Data in this exercise ::
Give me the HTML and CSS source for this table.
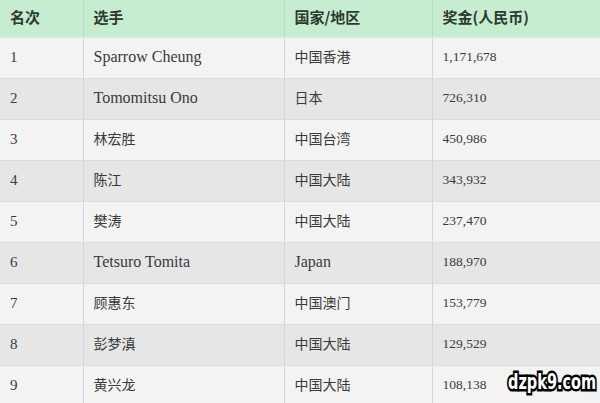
FILE: index.html
```html
<!DOCTYPE html>
<html>
<head>
<meta charset="utf-8">
<link rel="stylesheet" href="styles.css">
</head>
<body>
<div class="wrap">
<table class="rank">
<colgroup><col class="c1"><col class="c2"><col class="c3"><col class="c4"></colgroup>
<thead>
<tr><th>名次</th><th>选手</th><th>国家/地区</th><th>奖金(人民币)</th></tr>
</thead>
<tbody>
<tr><td class="num">1</td><td class="lat">Sparrow Cheung</td><td>中国香港</td><td class="num">1,171,678</td></tr>
<tr><td class="num">2</td><td class="lat">Tomomitsu Ono</td><td>日本</td><td class="num">726,310</td></tr>
<tr><td class="num">3</td><td>林宏胜</td><td>中国台湾</td><td class="num">450,986</td></tr>
<tr><td class="num">4</td><td>陈江</td><td>中国大陆</td><td class="num">343,932</td></tr>
<tr><td class="num">5</td><td>樊涛</td><td>中国大陆</td><td class="num">237,470</td></tr>
<tr><td class="num">6</td><td class="lat">Tetsuro Tomita</td><td class="lat">Japan</td><td class="num">188,970</td></tr>
<tr><td class="num">7</td><td>顾惠东</td><td>中国澳门</td><td class="num">153,779</td></tr>
<tr><td class="num">8</td><td>彭梦滇</td><td>中国大陆</td><td class="num">129,529</td></tr>
<tr><td class="num">9</td><td>黄兴龙</td><td>中国大陆</td><td class="num">108,138</td></tr>
</tbody>
</table>
<div class="mark">dzpk9.com</div>
</div>
</body>
</html>
```
FILE: styles.css
```css
html, body { margin: 0; padding: 0; background: #fff; }
.wrap { position: relative; width: 600px; height: 403px; overflow: hidden; }
.rank {
  border-collapse: collapse;
  table-layout: fixed;
  width: 601px;
  font-family: "Noto Sans CJK SC", "Noto Sans", sans-serif;
  color: #333;
}
.c1 { width: 83px; }
.c2 { width: 201px; }
.c3 { width: 148px; }
.c4 { width: 169px; }
.rank th {
  height: 37px;
  padding: 0 0 3px 10px;
  text-align: left;
  background: #c6edcf;
  font-size: 15px;
  font-weight: bold;
  color: #2e3a2f;
  border-left: 1px solid #b8e0c2;
  border-bottom: 1px solid #d8ecdc;
  box-sizing: border-box;
}
.rank th:first-child { border-left: 0; }
.rank td {
  height: 41px;
  padding: 0 0 3px 10px;
  box-sizing: border-box;
  font-size: 14px;
  color: #3a3a3a;
  border-left: 1px solid #d6d6d6;
  border-top: 1px solid #dcdcdc;
}
.rank td:first-child { border-left: 0; }
.rank tbody tr:nth-child(odd) td { background: #f3f3f3; }
.rank tbody tr:nth-child(even) td { background: #e6e6e6; }
.rank td.lat { font-family: "Liberation Serif", "Times New Roman", serif; font-size: 16px; padding-bottom: 1px; }
.rank td.num { font-family: "Liberation Serif", "Times New Roman", serif; font-size: 13.5px; padding-bottom: 1px; }
.rank td:first-child.num { font-size: 15px; }
.mark {
  position: absolute;
  left: 508px;
  top: 369px;
  font-family: "DejaVu Sans", sans-serif;
  font-weight: bold;
  font-size: 22px;
  line-height: 26px;
  color: #fff;
  -webkit-text-stroke: 5px #000;
  paint-order: stroke fill;
  transform: scaleX(0.66);
  transform-origin: left center;
  white-space: nowrap;
}
```
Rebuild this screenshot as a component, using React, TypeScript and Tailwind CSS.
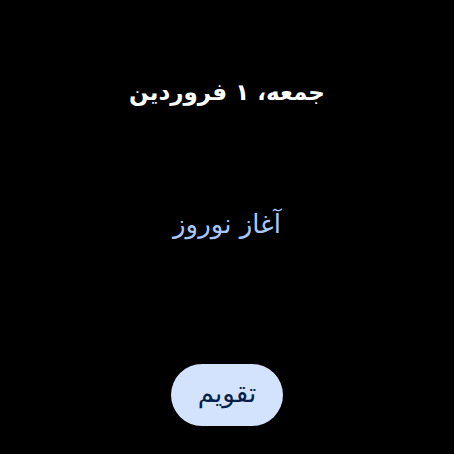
export default function App() {
    return (
        <div dir="rtl" className="w-[454px] h-[454px] bg-black flex flex-col items-center overflow-hidden" style={{ fontFamily: '"DejaVu Sans", sans-serif' }}>
            <h1 className="mt-[75px] text-[23px] font-bold text-white leading-[34px]">جمعه، ۱ فروردین</h1>
            <p className="mt-[97px] text-[26px] text-[#a8c7fa] leading-[36px]">آغاز نوروز</p>
            <button className="mt-[122px] w-[112px] h-[62px] rounded-full bg-[#d3e3fd] text-[#041e49] text-[26px] leading-[30px] pb-[4px] flex items-center justify-center">تقویم</button>
        </div>
    )
}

Stated exercise :: Transcribe every record above exactly, leaving out the pictures.

Finished task ::
Give me the HTML and CSS source for this table.
FILE: index.html
```html
<!DOCTYPE html>
<html>
<head>
<meta charset="utf-8">
<link rel="stylesheet" href="styles.css">
</head>
<body>
<div class="wrap">
<table class="rank">
<colgroup><col class="c1"><col class="c2"><col class="c3"><col class="c4"></colgroup>
<thead>
<tr><th>名次</th><th>选手</th><th>国家/地区</th><th>奖金(人民币)</th></tr>
</thead>
<tbody>
<tr><td class="num">1</td><td class="lat">Sparrow Cheung</td><td>中国香港</td><td class="num">1,171,678</td></tr>
<tr><td class="num">2</td><td class="lat">Tomomitsu Ono</td><td>日本</td><td class="num">726,310</td></tr>
<tr><td class="num">3</td><td>林宏胜</td><td>中国台湾</td><td class="num">450,986</td></tr>
<tr><td class="num">4</td><td>陈江</td><td>中国大陆</td><td class="num">343,932</td></tr>
<tr><td class="num">5</td><td>樊涛</td><td>中国大陆</td><td class="num">237,470</td></tr>
<tr><td class="num">6</td><td class="lat">Tetsuro Tomita</td><td class="lat">Japan</td><td class="num">188,970</td></tr>
<tr><td class="num">7</td><td>顾惠东</td><td>中国澳门</td><td class="num">153,779</td></tr>
<tr><td class="num">8</td><td>彭梦滇</td><td>中国大陆</td><td class="num">129,529</td></tr>
<tr><td class="num">9</td><td>黄兴龙</td><td>中国大陆</td><td class="num">108,138</td></tr>
</tbody>
</table>
<div class="mark">dzpk9.com</div>
</div>
</body>
</html>
```
FILE: styles.css
```css
html, body { margin: 0; padding: 0; background: #fff; }
.wrap { position: relative; width: 600px; height: 403px; overflow: hidden; }
.rank {
  border-collapse: collapse;
  table-layout: fixed;
  width: 601px;
  font-family: "Noto Sans CJK SC", "Noto Sans", sans-serif;
  color: #333;
}
.c1 { width: 83px; }
.c2 { width: 201px; }
.c3 { width: 148px; }
.c4 { width: 169px; }
.rank th {
  height: 37px;
  padding: 0 0 3px 10px;
  text-align: left;
  background: #c6edcf;
  font-size: 15px;
  font-weight: bold;
  color: #2e3a2f;
  border-left: 1px solid #b8e0c2;
  border-bottom: 1px solid #d8ecdc;
  box-sizing: border-box;
}
.rank th:first-child { border-left: 0; }
.rank td {
  height: 41px;
  padding: 0 0 3px 10px;
  box-sizing: border-box;
  font-size: 14px;
  color: #3a3a3a;
  border-left: 1px solid #d6d6d6;
  border-top: 1px solid #dcdcdc;
}
.rank td:first-child { border-left: 0; }
.rank tbody tr:nth-child(odd) td { background: #f3f3f3; }
.rank tbody tr:nth-child(even) td { background: #e6e6e6; }
.rank td.lat { font-family: "Liberation Serif", "Times New Roman", serif; font-size: 16px; padding-bottom: 1px; }
.rank td.num { font-family: "Liberation Serif", "Times New Roman", serif; font-size: 13.5px; padding-bottom: 1px; }
.rank td:first-child.num { font-size: 15px; }
.mark {
  position: absolute;
  left: 508px;
  top: 369px;
  font-family: "DejaVu Sans", sans-serif;
  font-weight: bold;
  font-size: 22px;
  line-height: 26px;
  color: #fff;
  -webkit-text-stroke: 5px #000;
  paint-order: stroke fill;
  transform: scaleX(0.66);
  transform-origin: left center;
  white-space: nowrap;
}
```
Rebuild this screenshot as a component, using React, TypeScript and Tailwind CSS.
export default function App() {
    return (
        <div dir="rtl" className="w-[454px] h-[454px] bg-black flex flex-col items-center overflow-hidden" style={{ fontFamily: '"DejaVu Sans", sans-serif' }}>
            <h1 className="mt-[75px] text-[23px] font-bold text-white leading-[34px]">جمعه، ۱ فروردین</h1>
            <p className="mt-[97px] text-[26px] text-[#a8c7fa] leading-[36px]">آغاز نوروز</p>
            <button className="mt-[122px] w-[112px] h-[62px] rounded-full bg-[#d3e3fd] text-[#041e49] text-[26px] leading-[30px] pb-[4px] flex items-center justify-center">تقویم</button>
        </div>
    )
}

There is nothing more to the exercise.